_Task statement_: Skip any picture you find and retype all the remaining lines exactly.

_____

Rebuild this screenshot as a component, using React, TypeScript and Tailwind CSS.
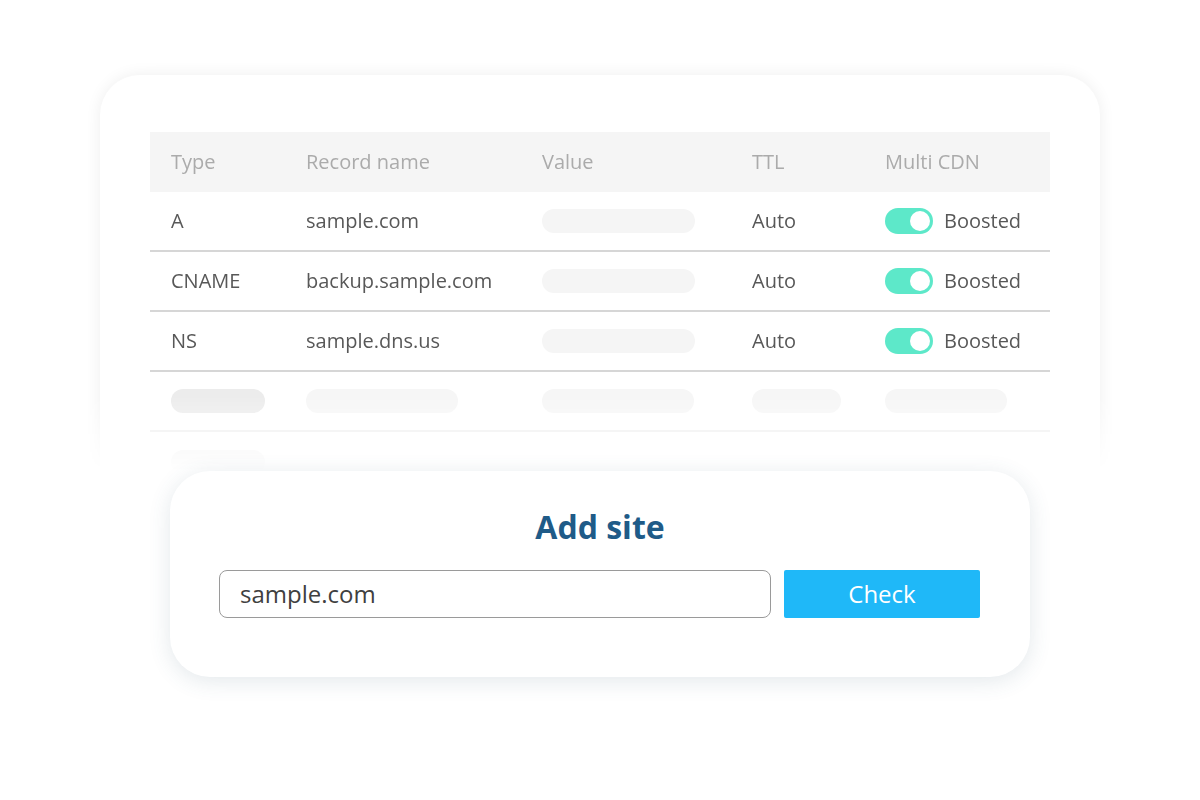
const rows = [
  { type: 'A', name: 'sample.com' },
  { type: 'CNAME', name: 'backup.sample.com' },
  { type: 'NS', name: 'sample.dns.us' },
];

const cols = 'grid grid-cols-[135px_236px_210px_133px_1fr] items-center pl-[21px]';

function Toggle() {
  return (
    <div className="flex h-[26px] w-[48px] items-center justify-end rounded-full bg-[#5de8c9] pr-[3px]">
      <div className="size-[20px] rounded-full bg-white" />
    </div>
  );
}

function Pill({ className }: { className: string }) {
  return <div className={`h-[24px] rounded-full ${className}`} />;
}

export default function App() {
  return (
    <div className="min-h-[800px] w-[1200px] bg-white pt-[55px] font-['Open_Sans',sans-serif]">
      {/* mask on the wrapper so the card's soft shadow still shows at the top */}
      <div className="mx-[80px] h-[416px] px-[20px] pt-[20px] [mask-image:linear-gradient(to_bottom,black_82%,transparent_100%)]">
        <div className="h-[420px] overflow-hidden rounded-t-[40px] bg-white px-[50px] pt-[57px] shadow-[0_0_16px_rgba(0,0,0,0.07)]">
          <div className={`${cols} h-[60px] bg-[#f5f5f5] text-[20px] text-[#ababab]`}>
            <div>Type</div>
            <div>Record name</div>
            <div>Value</div>
            <div>TTL</div>
            <div>Multi CDN</div>
          </div>
          {rows.map((row) => (
            <div key={row.type} className={`${cols} h-[60px] border-b-2 border-[#d6d6d6] text-[20px] text-[#585858]`}>
              <div>{row.type}</div>
              <div>{row.name}</div>
              <div>
                <Pill className="w-[153px] bg-[#f5f5f5]" />
              </div>
              <div>Auto</div>
              <div className="flex items-center gap-[11px]">
                <Toggle />
                <span>Boosted</span>
              </div>
            </div>
          ))}
          <div className={`${cols} h-[60px] border-b-2 border-[#ececec]`}>
            <Pill className="w-[94px] bg-[#ececec]" />
            <Pill className="w-[152px] bg-[#f6f6f6]" />
            <Pill className="w-[152px] bg-[#f6f6f6]" />
            <Pill className="w-[89px] bg-[#f6f6f6]" />
            <Pill className="w-[122px] bg-[#f6f6f6]" />
          </div>
          <div className="pl-[21px] pt-[18px]">
            <Pill className="w-[94px] bg-[#f0f0f0]" />
          </div>
        </div>
      </div>
      <div className="relative mx-[170px] h-[206px] w-[860px] rounded-[40px] bg-white px-[49px] pt-[35px] shadow-[0_4px_22px_rgba(60,90,110,0.14)]">
        <h1 className="text-center text-[32px] font-bold leading-[42px] text-[#1f5b88]">Add site</h1>
        <div className="mt-[22px] flex gap-[13px]">
          <div className="flex h-[48px] w-[552px] items-center rounded-[8px] border border-[#9a9a9a] px-[20px] text-[24px] text-[#404040]">
            sample.com
          </div>
          <button className="h-[48px] w-[196px] rounded-[2px] bg-[#1fb8f8] text-[24px] text-white">Check</button>
        </div>
      </div>
    </div>
  );
}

_____

_Final result_:
Rebuild this screenshot as a component, using React, TypeScript and Tailwind CSS.
const rows = [
  { type: 'A', name: 'sample.com' },
  { type: 'CNAME', name: 'backup.sample.com' },
  { type: 'NS', name: 'sample.dns.us' },
];

const cols = 'grid grid-cols-[135px_236px_210px_133px_1fr] items-center pl-[21px]';

function Toggle() {
  return (
    <div className="flex h-[26px] w-[48px] items-center justify-end rounded-full bg-[#5de8c9] pr-[3px]">
      <div className="size-[20px] rounded-full bg-white" />
    </div>
  );
}

function Pill({ className }: { className: string }) {
  return <div className={`h-[24px] rounded-full ${className}`} />;
}

export default function App() {
  return (
    <div className="min-h-[800px] w-[1200px] bg-white pt-[55px] font-['Open_Sans',sans-serif]">
      {/* mask on the wrapper so the card's soft shadow still shows at the top */}
      <div className="mx-[80px] h-[416px] px-[20px] pt-[20px] [mask-image:linear-gradient(to_bottom,black_82%,transparent_100%)]">
        <div className="h-[420px] overflow-hidden rounded-t-[40px] bg-white px-[50px] pt-[57px] shadow-[0_0_16px_rgba(0,0,0,0.07)]">
          <div className={`${cols} h-[60px] bg-[#f5f5f5] text-[20px] text-[#ababab]`}>
            <div>Type</div>
            <div>Record name</div>
            <div>Value</div>
            <div>TTL</div>
            <div>Multi CDN</div>
          </div>
          {rows.map((row) => (
            <div key={row.type} className={`${cols} h-[60px] border-b-2 border-[#d6d6d6] text-[20px] text-[#585858]`}>
              <div>{row.type}</div>
              <div>{row.name}</div>
              <div>
                <Pill className="w-[153px] bg-[#f5f5f5]" />
              </div>
              <div>Auto</div>
              <div className="flex items-center gap-[11px]">
                <Toggle />
                <span>Boosted</span>
              </div>
            </div>
          ))}
          <div className={`${cols} h-[60px] border-b-2 border-[#ececec]`}>
            <Pill className="w-[94px] bg-[#ececec]" />
            <Pill className="w-[152px] bg-[#f6f6f6]" />
            <Pill className="w-[152px] bg-[#f6f6f6]" />
            <Pill className="w-[89px] bg-[#f6f6f6]" />
            <Pill className="w-[122px] bg-[#f6f6f6]" />
          </div>
          <div className="pl-[21px] pt-[18px]">
            <Pill className="w-[94px] bg-[#f0f0f0]" />
          </div>
        </div>
      </div>
      <div className="relative mx-[170px] h-[206px] w-[860px] rounded-[40px] bg-white px-[49px] pt-[35px] shadow-[0_4px_22px_rgba(60,90,110,0.14)]">
        <h1 className="text-center text-[32px] font-bold leading-[42px] text-[#1f5b88]">Add site</h1>
        <div className="mt-[22px] flex gap-[13px]">
          <div className="flex h-[48px] w-[552px] items-center rounded-[8px] border border-[#9a9a9a] px-[20px] text-[24px] text-[#404040]">
            sample.com
          </div>
          <button className="h-[48px] w-[196px] rounded-[2px] bg-[#1fb8f8] text-[24px] text-white">Check</button>
        </div>
      </div>
    </div>
  );
}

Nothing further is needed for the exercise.